[Start MATERIAL PROVIDED]
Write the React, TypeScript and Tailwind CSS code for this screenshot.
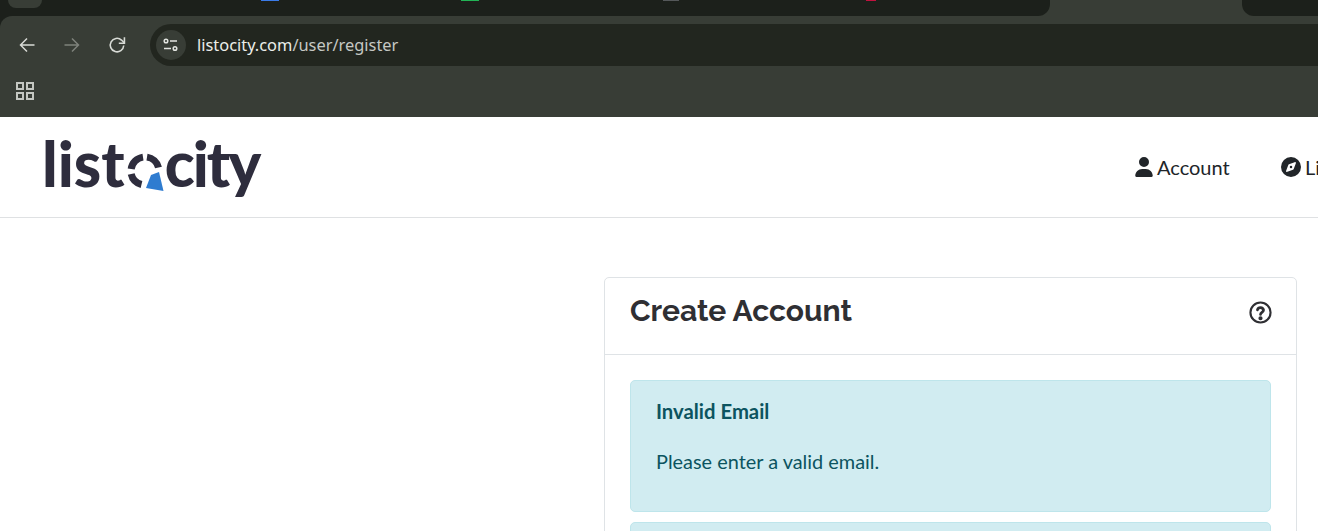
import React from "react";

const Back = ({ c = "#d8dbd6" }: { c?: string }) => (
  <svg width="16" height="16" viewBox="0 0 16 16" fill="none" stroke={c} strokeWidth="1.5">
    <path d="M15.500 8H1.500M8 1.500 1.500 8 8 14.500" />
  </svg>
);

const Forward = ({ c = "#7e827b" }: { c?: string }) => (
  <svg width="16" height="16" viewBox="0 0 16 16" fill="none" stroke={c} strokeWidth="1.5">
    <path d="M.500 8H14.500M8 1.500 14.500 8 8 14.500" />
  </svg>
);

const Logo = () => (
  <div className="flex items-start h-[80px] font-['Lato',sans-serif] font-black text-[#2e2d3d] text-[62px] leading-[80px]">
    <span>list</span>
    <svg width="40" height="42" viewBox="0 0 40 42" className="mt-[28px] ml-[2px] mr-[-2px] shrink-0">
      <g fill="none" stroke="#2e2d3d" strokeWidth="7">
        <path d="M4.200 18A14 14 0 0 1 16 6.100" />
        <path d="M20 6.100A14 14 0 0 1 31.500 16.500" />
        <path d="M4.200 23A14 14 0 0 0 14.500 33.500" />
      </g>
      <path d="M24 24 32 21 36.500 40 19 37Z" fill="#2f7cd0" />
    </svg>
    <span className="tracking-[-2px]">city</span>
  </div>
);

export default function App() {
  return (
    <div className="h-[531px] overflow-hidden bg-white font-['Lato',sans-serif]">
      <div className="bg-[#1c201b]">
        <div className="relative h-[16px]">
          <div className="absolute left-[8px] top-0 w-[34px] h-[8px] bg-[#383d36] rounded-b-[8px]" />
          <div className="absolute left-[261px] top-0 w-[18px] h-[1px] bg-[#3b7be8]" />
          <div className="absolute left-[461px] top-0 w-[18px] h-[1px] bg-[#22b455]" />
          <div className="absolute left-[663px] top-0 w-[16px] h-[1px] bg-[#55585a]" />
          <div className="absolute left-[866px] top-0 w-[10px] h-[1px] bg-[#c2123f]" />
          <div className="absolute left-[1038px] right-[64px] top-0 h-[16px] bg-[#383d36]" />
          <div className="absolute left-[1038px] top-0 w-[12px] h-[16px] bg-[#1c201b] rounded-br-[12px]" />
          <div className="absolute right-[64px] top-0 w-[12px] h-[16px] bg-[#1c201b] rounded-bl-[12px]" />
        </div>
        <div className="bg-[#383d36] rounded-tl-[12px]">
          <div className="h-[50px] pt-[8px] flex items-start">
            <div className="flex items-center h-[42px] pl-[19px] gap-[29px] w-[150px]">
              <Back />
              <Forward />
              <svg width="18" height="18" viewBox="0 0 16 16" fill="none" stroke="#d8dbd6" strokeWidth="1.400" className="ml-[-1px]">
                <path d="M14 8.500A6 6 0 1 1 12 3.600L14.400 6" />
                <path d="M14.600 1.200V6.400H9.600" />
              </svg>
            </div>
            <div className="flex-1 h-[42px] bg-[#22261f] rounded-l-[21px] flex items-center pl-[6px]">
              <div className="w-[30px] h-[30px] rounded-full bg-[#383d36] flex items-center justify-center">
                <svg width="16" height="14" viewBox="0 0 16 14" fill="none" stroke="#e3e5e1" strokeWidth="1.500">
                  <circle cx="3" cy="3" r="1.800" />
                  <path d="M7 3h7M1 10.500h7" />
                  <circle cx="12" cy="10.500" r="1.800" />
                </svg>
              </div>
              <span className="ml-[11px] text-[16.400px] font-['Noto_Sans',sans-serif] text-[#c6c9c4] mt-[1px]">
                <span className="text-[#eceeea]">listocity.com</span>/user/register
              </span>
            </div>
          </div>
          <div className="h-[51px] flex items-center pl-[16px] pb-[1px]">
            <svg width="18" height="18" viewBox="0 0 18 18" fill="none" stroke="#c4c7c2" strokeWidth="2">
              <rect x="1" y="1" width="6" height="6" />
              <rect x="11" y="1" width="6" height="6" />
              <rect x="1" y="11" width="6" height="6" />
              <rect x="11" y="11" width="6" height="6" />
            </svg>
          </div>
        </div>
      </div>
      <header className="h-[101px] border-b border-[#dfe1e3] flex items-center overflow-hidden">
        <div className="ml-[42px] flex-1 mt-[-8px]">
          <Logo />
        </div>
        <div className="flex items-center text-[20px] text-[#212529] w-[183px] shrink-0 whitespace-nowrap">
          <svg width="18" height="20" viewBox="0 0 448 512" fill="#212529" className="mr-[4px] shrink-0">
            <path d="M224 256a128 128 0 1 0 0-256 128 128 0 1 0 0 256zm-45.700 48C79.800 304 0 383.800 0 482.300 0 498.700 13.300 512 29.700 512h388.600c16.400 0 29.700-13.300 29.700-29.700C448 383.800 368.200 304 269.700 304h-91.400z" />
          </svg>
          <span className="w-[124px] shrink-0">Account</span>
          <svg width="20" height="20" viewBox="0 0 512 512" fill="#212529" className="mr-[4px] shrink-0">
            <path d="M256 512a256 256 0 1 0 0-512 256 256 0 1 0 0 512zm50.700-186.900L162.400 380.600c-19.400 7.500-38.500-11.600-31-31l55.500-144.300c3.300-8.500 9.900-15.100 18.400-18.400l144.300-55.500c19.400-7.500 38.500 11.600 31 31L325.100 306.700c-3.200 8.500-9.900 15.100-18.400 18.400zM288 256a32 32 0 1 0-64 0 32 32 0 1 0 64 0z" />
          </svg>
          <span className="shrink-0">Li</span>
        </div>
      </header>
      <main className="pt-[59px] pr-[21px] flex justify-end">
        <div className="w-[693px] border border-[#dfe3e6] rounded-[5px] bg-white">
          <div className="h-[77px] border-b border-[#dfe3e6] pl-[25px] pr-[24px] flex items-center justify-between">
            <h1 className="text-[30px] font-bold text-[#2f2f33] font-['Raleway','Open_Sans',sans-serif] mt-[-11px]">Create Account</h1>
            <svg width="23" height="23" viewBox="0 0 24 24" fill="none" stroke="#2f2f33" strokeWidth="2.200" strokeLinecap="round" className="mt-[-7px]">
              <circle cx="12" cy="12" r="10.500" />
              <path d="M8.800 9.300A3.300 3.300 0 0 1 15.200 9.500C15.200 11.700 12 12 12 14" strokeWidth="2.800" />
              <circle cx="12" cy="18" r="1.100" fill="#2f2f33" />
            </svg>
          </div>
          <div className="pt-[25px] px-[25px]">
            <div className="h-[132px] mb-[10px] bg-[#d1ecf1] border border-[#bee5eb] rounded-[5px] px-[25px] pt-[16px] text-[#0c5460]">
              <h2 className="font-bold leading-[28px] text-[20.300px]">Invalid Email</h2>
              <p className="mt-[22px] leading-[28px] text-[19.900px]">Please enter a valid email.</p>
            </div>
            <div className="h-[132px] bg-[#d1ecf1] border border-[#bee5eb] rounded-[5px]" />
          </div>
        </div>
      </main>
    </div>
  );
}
[End MATERIAL PROVIDED]
■ INSTRUCTIONS TO FOLLOW: Exclude the images, then output the data above word for word.

■ TASK ANSWER:
Write the React, TypeScript and Tailwind CSS code for this screenshot.
import React from "react";

const Back = ({ c = "#d8dbd6" }: { c?: string }) => (
  <svg width="16" height="16" viewBox="0 0 16 16" fill="none" stroke={c} strokeWidth="1.5">
    <path d="M15.500 8H1.500M8 1.500 1.500 8 8 14.500" />
  </svg>
);

const Forward = ({ c = "#7e827b" }: { c?: string }) => (
  <svg width="16" height="16" viewBox="0 0 16 16" fill="none" stroke={c} strokeWidth="1.5">
    <path d="M.500 8H14.500M8 1.500 14.500 8 8 14.500" />
  </svg>
);

const Logo = () => (
  <div className="flex items-start h-[80px] font-['Lato',sans-serif] font-black text-[#2e2d3d] text-[62px] leading-[80px]">
    <span>list</span>
    <svg width="40" height="42" viewBox="0 0 40 42" className="mt-[28px] ml-[2px] mr-[-2px] shrink-0">
      <g fill="none" stroke="#2e2d3d" strokeWidth="7">
        <path d="M4.200 18A14 14 0 0 1 16 6.100" />
        <path d="M20 6.100A14 14 0 0 1 31.500 16.500" />
        <path d="M4.200 23A14 14 0 0 0 14.500 33.500" />
      </g>
      <path d="M24 24 32 21 36.500 40 19 37Z" fill="#2f7cd0" />
    </svg>
    <span className="tracking-[-2px]">city</span>
  </div>
);

export default function App() {
  return (
    <div className="h-[531px] overflow-hidden bg-white font-['Lato',sans-serif]">
      <div className="bg-[#1c201b]">
        <div className="relative h-[16px]">
          <div className="absolute left-[8px] top-0 w-[34px] h-[8px] bg-[#383d36] rounded-b-[8px]" />
          <div className="absolute left-[261px] top-0 w-[18px] h-[1px] bg-[#3b7be8]" />
          <div className="absolute left-[461px] top-0 w-[18px] h-[1px] bg-[#22b455]" />
          <div className="absolute left-[663px] top-0 w-[16px] h-[1px] bg-[#55585a]" />
          <div className="absolute left-[866px] top-0 w-[10px] h-[1px] bg-[#c2123f]" />
          <div className="absolute left-[1038px] right-[64px] top-0 h-[16px] bg-[#383d36]" />
          <div className="absolute left-[1038px] top-0 w-[12px] h-[16px] bg-[#1c201b] rounded-br-[12px]" />
          <div className="absolute right-[64px] top-0 w-[12px] h-[16px] bg-[#1c201b] rounded-bl-[12px]" />
        </div>
        <div className="bg-[#383d36] rounded-tl-[12px]">
          <div className="h-[50px] pt-[8px] flex items-start">
            <div className="flex items-center h-[42px] pl-[19px] gap-[29px] w-[150px]">
              <Back />
              <Forward />
              <svg width="18" height="18" viewBox="0 0 16 16" fill="none" stroke="#d8dbd6" strokeWidth="1.400" className="ml-[-1px]">
                <path d="M14 8.500A6 6 0 1 1 12 3.600L14.400 6" />
                <path d="M14.600 1.200V6.400H9.600" />
              </svg>
            </div>
            <div className="flex-1 h-[42px] bg-[#22261f] rounded-l-[21px] flex items-center pl-[6px]">
              <div className="w-[30px] h-[30px] rounded-full bg-[#383d36] flex items-center justify-center">
                <svg width="16" height="14" viewBox="0 0 16 14" fill="none" stroke="#e3e5e1" strokeWidth="1.500">
                  <circle cx="3" cy="3" r="1.800" />
                  <path d="M7 3h7M1 10.500h7" />
                  <circle cx="12" cy="10.500" r="1.800" />
                </svg>
              </div>
              <span className="ml-[11px] text-[16.400px] font-['Noto_Sans',sans-serif] text-[#c6c9c4] mt-[1px]">
                <span className="text-[#eceeea]">listocity.com</span>/user/register
              </span>
            </div>
          </div>
          <div className="h-[51px] flex items-center pl-[16px] pb-[1px]">
            <svg width="18" height="18" viewBox="0 0 18 18" fill="none" stroke="#c4c7c2" strokeWidth="2">
              <rect x="1" y="1" width="6" height="6" />
              <rect x="11" y="1" width="6" height="6" />
              <rect x="1" y="11" width="6" height="6" />
              <rect x="11" y="11" width="6" height="6" />
            </svg>
          </div>
        </div>
      </div>
      <header className="h-[101px] border-b border-[#dfe1e3] flex items-center overflow-hidden">
        <div className="ml-[42px] flex-1 mt-[-8px]">
          <Logo />
        </div>
        <div className="flex items-center text-[20px] text-[#212529] w-[183px] shrink-0 whitespace-nowrap">
          <svg width="18" height="20" viewBox="0 0 448 512" fill="#212529" className="mr-[4px] shrink-0">
            <path d="M224 256a128 128 0 1 0 0-256 128 128 0 1 0 0 256zm-45.700 48C79.800 304 0 383.800 0 482.300 0 498.700 13.300 512 29.700 512h388.600c16.400 0 29.700-13.300 29.700-29.700C448 383.800 368.200 304 269.700 304h-91.400z" />
          </svg>
          <span className="w-[124px] shrink-0">Account</span>
          <svg width="20" height="20" viewBox="0 0 512 512" fill="#212529" className="mr-[4px] shrink-0">
            <path d="M256 512a256 256 0 1 0 0-512 256 256 0 1 0 0 512zm50.700-186.900L162.400 380.600c-19.400 7.500-38.500-11.600-31-31l55.500-144.300c3.300-8.500 9.900-15.100 18.400-18.400l144.300-55.500c19.400-7.500 38.500 11.600 31 31L325.100 306.700c-3.200 8.500-9.900 15.100-18.400 18.400zM288 256a32 32 0 1 0-64 0 32 32 0 1 0 64 0z" />
          </svg>
          <span className="shrink-0">Li</span>
        </div>
      </header>
      <main className="pt-[59px] pr-[21px] flex justify-end">
        <div className="w-[693px] border border-[#dfe3e6] rounded-[5px] bg-white">
          <div className="h-[77px] border-b border-[#dfe3e6] pl-[25px] pr-[24px] flex items-center justify-between">
            <h1 className="text-[30px] font-bold text-[#2f2f33] font-['Raleway','Open_Sans',sans-serif] mt-[-11px]">Create Account</h1>
            <svg width="23" height="23" viewBox="0 0 24 24" fill="none" stroke="#2f2f33" strokeWidth="2.200" strokeLinecap="round" className="mt-[-7px]">
              <circle cx="12" cy="12" r="10.500" />
              <path d="M8.800 9.300A3.300 3.300 0 0 1 15.200 9.500C15.200 11.700 12 12 12 14" strokeWidth="2.800" />
              <circle cx="12" cy="18" r="1.100" fill="#2f2f33" />
            </svg>
          </div>
          <div className="pt-[25px] px-[25px]">
            <div className="h-[132px] mb-[10px] bg-[#d1ecf1] border border-[#bee5eb] rounded-[5px] px-[25px] pt-[16px] text-[#0c5460]">
              <h2 className="font-bold leading-[28px] text-[20.300px]">Invalid Email</h2>
              <p className="mt-[22px] leading-[28px] text-[19.900px]">Please enter a valid email.</p>
            </div>
            <div className="h-[132px] bg-[#d1ecf1] border border-[#bee5eb] rounded-[5px]" />
          </div>
        </div>
      </main>
    </div>
  );
}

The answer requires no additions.